The success of Netflix's recommendation system demonstrates the power of applying rigorous mathematical principles to real-world problems at scale. The elegant interplay between linear algebra, machine learning, and distributed computing has created a system that processes billions of user interactions daily while delivering personalised experiences that keep users engaged.
For senior software developers, the Netflix recommendation system serves as a masterclass in mathematical engineering—showing how theoretical concepts from linear algebra and machine learning can be transformed into production systems that impact millions of users worldwide. The evolution from the Netflix Prize's focus on RMSE optimisation to today's multi-objective, context-aware recommendation systems illustrates the importance of aligning mathematical objectives with business goals and user experience.

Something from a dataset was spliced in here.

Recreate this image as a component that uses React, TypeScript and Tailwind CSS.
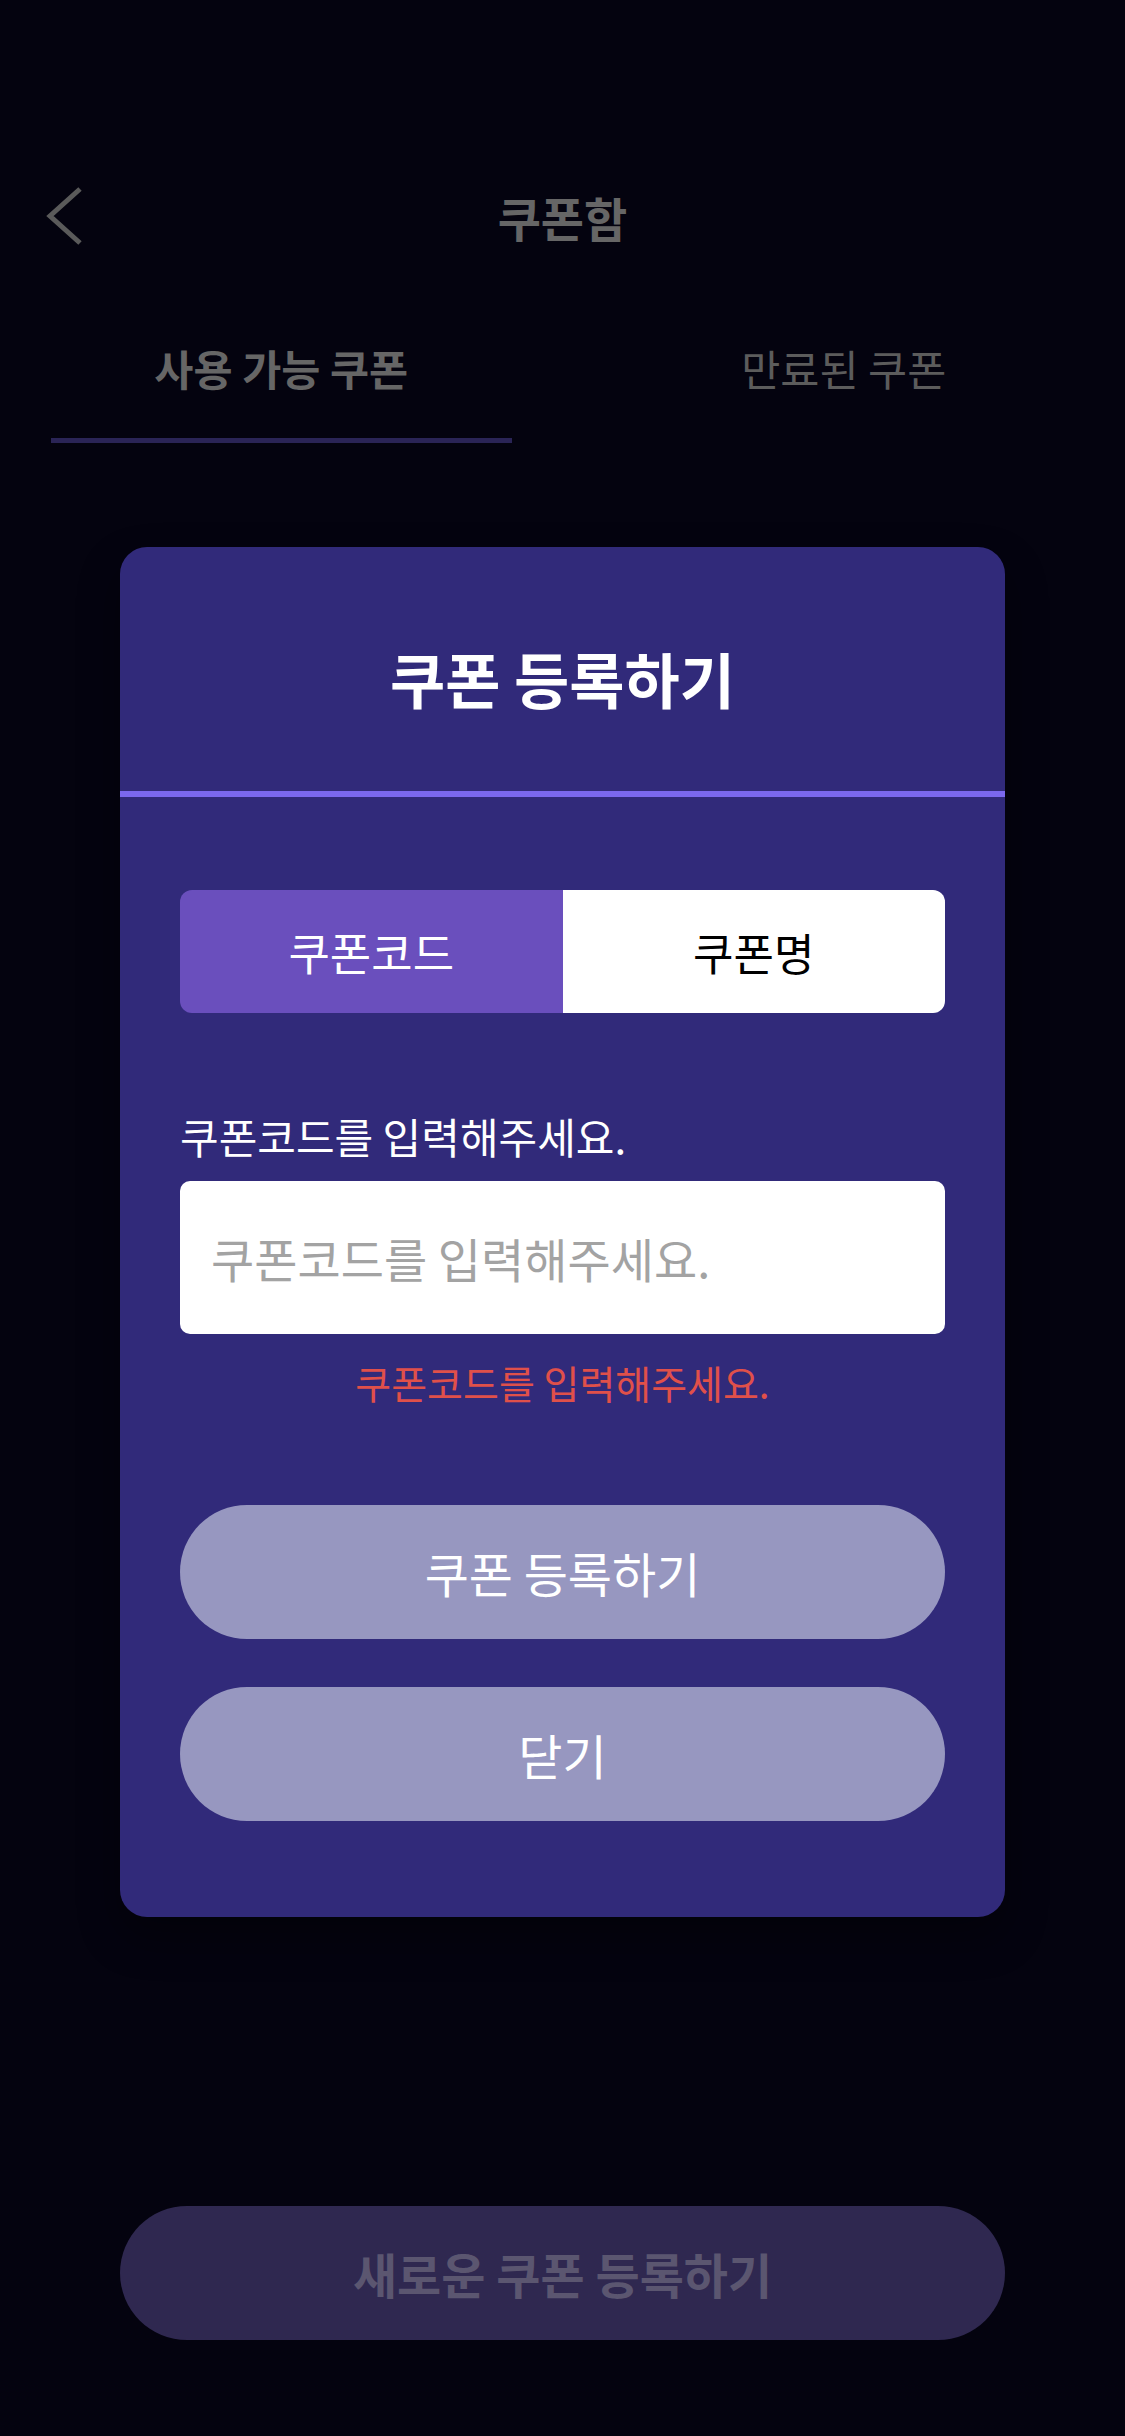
import React from "react";

export default function App() {
  return (
    <div className="relative flex flex-col w-[1125px] h-[2436px] bg-[#04030f] font-['Noto_Sans_CJK_KR','Noto_Sans',sans-serif] overflow-hidden">
      {/* Header */}
      <div className="pt-[146px]">
        <div className="grid grid-cols-[1fr_auto_1fr] items-center h-[140px] px-[45px]">
          <div className="flex items-center">
            <svg width="40" height="60" viewBox="0 0 40 60" fill="none">
              <polyline points="35,3 5,30 35,57" stroke="#5a5a5a" strokeWidth="5" fill="none" />
            </svg>
          </div>
          <div className="text-[47px] leading-none font-bold text-[#666666]">쿠폰함</div>
          <div />
        </div>
      </div>

      {/* Tabs */}
      <div className="grid grid-cols-2">
        <div className="flex flex-col items-center pt-[52px]">
          <div className="text-[42.5px] leading-[60px] font-bold text-[#666666]">사용 가능 쿠폰</div>
          <div className="mt-[40px] h-[5px] self-stretch mx-[51px] bg-[#2a2456]" />
        </div>
        <div className="flex flex-col items-center pt-[52px]">
          <div className="text-[42.5px] leading-[60px] text-[#5c5c5c]">만료된 쿠폰</div>
          <div className="mt-[40px] h-[5px] self-stretch mx-[51px] bg-transparent" />
        </div>
      </div>

      {/* Bottom button */}
      <div className="mt-auto mb-[96px] mx-[120px] h-[134px] rounded-full bg-[#2f2850] flex items-center justify-center">
        <span className="text-[48px] font-bold text-[#5b5670]">새로운 쿠폰 등록하기</span>
      </div>

      {/* Modal */}
      <div className="absolute left-[120px] top-[547px] w-[885px] rounded-[27px] bg-[#312a7a] overflow-hidden shadow-[0_20px_40px_rgba(0,0,0,0.35)]">
        <div className="h-[244px] flex items-center justify-center pt-[18px]">
          <span className="text-[60px] leading-none font-bold text-white">쿠폰 등록하기</span>
        </div>
        <div className="h-[6px] bg-[#7b68ee]" />
        <div className="px-[60px] pt-[93px] pb-[96px] flex flex-col">
          <div className="grid grid-cols-2 h-[123px] rounded-[12px] overflow-hidden">
            <div className="bg-[#6a4fbd] flex items-center justify-center text-[45px] text-white">쿠폰코드</div>
            <div className="bg-white flex items-center justify-center text-[44px] text-black">쿠폰명</div>
          </div>
          <div className="mt-[93px] text-[42px] leading-[60px] text-white">쿠폰코드를 입력해주세요.</div>
          <input
            className="mt-[15px] h-[153px] rounded-[10px] bg-white px-[31px] text-[47px] text-black placeholder:text-[#a3a3a3] outline-none"
            placeholder="쿠폰코드를 입력해주세요."
          />
          <div className="mt-[20px] text-[39px] leading-[56px] text-center text-[#e0504a]">쿠폰코드를 입력해주세요.</div>
          <div className="mt-[95px] h-[134px] rounded-full bg-[#9797c0] flex items-center justify-center text-[48px] text-white">쿠폰 등록하기</div>
          <div className="mt-[48px] h-[134px] rounded-full bg-[#9797c0] flex items-center justify-center text-[48px] text-white">닫기</div>
        </div>
      </div>
    </div>
  );
}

As the field continues to evolve, the fundamental mathematical principles remain constant: matrix operations for capturing user-item relationships, optimisation algorithms for learning from data, and statistical methods for handling uncertainty and sparsity. The art lies in combining these mathematical building blocks into systems that can operate at unprecedented scale while maintaining the responsiveness and accuracy that users expect from modern recommendation engines.
The secret math behind your Netflix binge is no longer secret—it's a testament to the power of mathematical thinking applied to one of the most challenging problems in modern computing: understanding human preferences and delivering personalised experiences at a global scale.